NIK zbada łupki?
Przedstawiciele partii Zieloni 2004 złożyli w piątek wniosek do Najwyższej Izby Kontroli w sprawie gazu łupkowego - domagają się pilnej kontroli procesu wydawania koncesji na poszukiwania oraz kontroli przestrzegania wymogów środowiskowych.
"Zdecydowaliśmy się wnioskować do NIK o sprawdzenie, czy podczas udzielania koncesji na poszukiwanie gazu łupkowego zostały spełnione wszystkie wymogi związane z ochroną środowiska i ochroną zdrowia. (...) Uważamy, że najpierw należało zrobić kilka próbnych odwiertów, żeby przekonać się, jak technologia szczelinowania hydraulicznego sprawdzi się w polskich warunkach. Dopiero po przeanalizowaniu wszystkich ryzyk związanych z tą metodą można było zacząć udzielać koncesji poszukiwawczych" - powiedział w piątek na briefingu przewodniczący partii Zieloni 2004 Radosław Gawlik.
Przewodnicząca partii Agnieszka Grzybek podkreśliła, że do listopada 2010 roku w ogóle nie prowadzano ocen oddziaływania poszukiwań gazu na środowisko, a później były one przygotowywane fakultatywnie. "Cały proces udzielania koncesji odbywa się z pominięciem służb ochrony środowiska, które często nawet nie wiedziały, że mają być prowadzone odwierty na ich terenie. Nie uwzględnia się także głosu społeczności lokalnych, nie przeprowadza konsultacji społecznych. Tymczasem, jak wynika z doświadczeń innych krajów, z technologią szczelinowania hydraulicznego wiąże się poważne ryzyko.
Nie bez powodu Francja i Bułgaria w ogóle wycofały się z wydobycia gazu z łupków, a w stanie Nowy Jork w USA czy w Quebecu w Kanadzie wprowadzono moratorium" - powiedziała. "Wiele wskazuje na to, że polscy urzędnicy centralnego szczebla i politycy polegają wyłącznie na informacjach dotyczących wydobywania gazu z łupków przekazywanych im przez zainteresowane koncerny oraz rząd Stanów Zjednoczonych, mocno zaangażowany w promocję tej technologii i amerykańskich firm. Nie szukają natomiast niezależnych źródeł informacji w Europie i USA, które pozwoliłyby wiedzę o technologii szczelinowania hydraulicznego zweryfikować" - napisano we wniosku skierowanym do NIK.
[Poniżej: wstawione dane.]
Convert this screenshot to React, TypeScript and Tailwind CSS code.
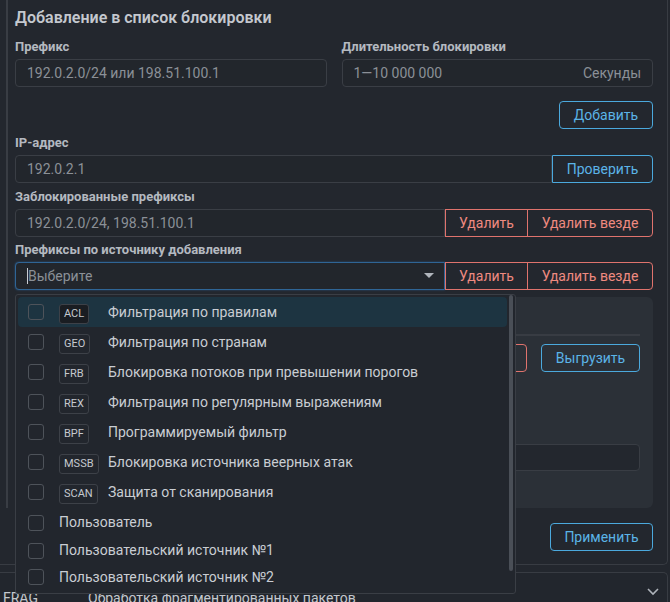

Zdaniem przedstawicieli Zielonych 2004, zamiast "rozdawać" ponad 100 koncesji na poszukiwanie gazu łupkowego, należało najpierw zrobić kilka próbnych odwiertów, które pozwoliłyby przeanalizować, jak w polskich warunkach sprawdzi się metoda szczelinowania hydraulicznego. Dopiero wówczas, mając większą wiedzę, rząd mógłby z ograniczonym ryzykiem uruchamiać szerzej procedurę koncesjonowania poszukiwania i wydobycia gazu z łupków.
Wskazują też, że Ministerstwo Środowiska, zamiast pilnować warunków bezpieczeństwa środowiskowego i zdrowotnego, przekształciło się w resort gospodarczy, który zajmuje się promocją gazu łupkowego.
Rzecznik prasowy NIK Paweł Biedziak powiedział w piątek PAP, że Izba miała już wcześniej zaplanowaną kontrolę koncesji wydanych na poszukiwania gazu łupkowego. "Odbędzie się ona w trzecim kwartale tego roku. Do tej kontroli włączamy wszelkie wnioski napływające do nas od organizacji pozarządowych, mieszkańców, czy posłów. Wniosek Zielonych 2004 zostanie także dołączony do materiałów kontrolnych" - zaznaczył.
Gaz łupkowy wydobywa się metodą tzw. szczelinowania hydraulicznego. Pod dużym ciśnieniem pompuje się pod powierzchnię ziemi dużą ilość wody z niewielką domieszką substancji chemicznych, by kruszyć skały głęboko pod ziemią i uwolnić gaz.
W kwietniu amerykańska Agencja ds. Energii (EIA) poinformowała, że Polska ma 5,3 bln m sześc. możliwego do eksploatacji gazu łupkowego, czyli najwięcej ze wszystkich państw europejskich, w których przeprowadzono badania (raport EIA dotyczył 32 krajów). Ta ilość gazu - podkreśliła Agencja - powinna zaspokoić zapotrzebowanie Polski na gaz przez najbliższe 300 lat.
W ostatnich latach Ministerstwo Środowiska wydało ponad 100 koncesji na poszukiwanie gazu niekonwencjonalnego w Polsce, m.in. firmom: Exxon Mobil, Chevron, Marathon, Talisman Energy, PGNiG, Lotos i Orlen Upstream.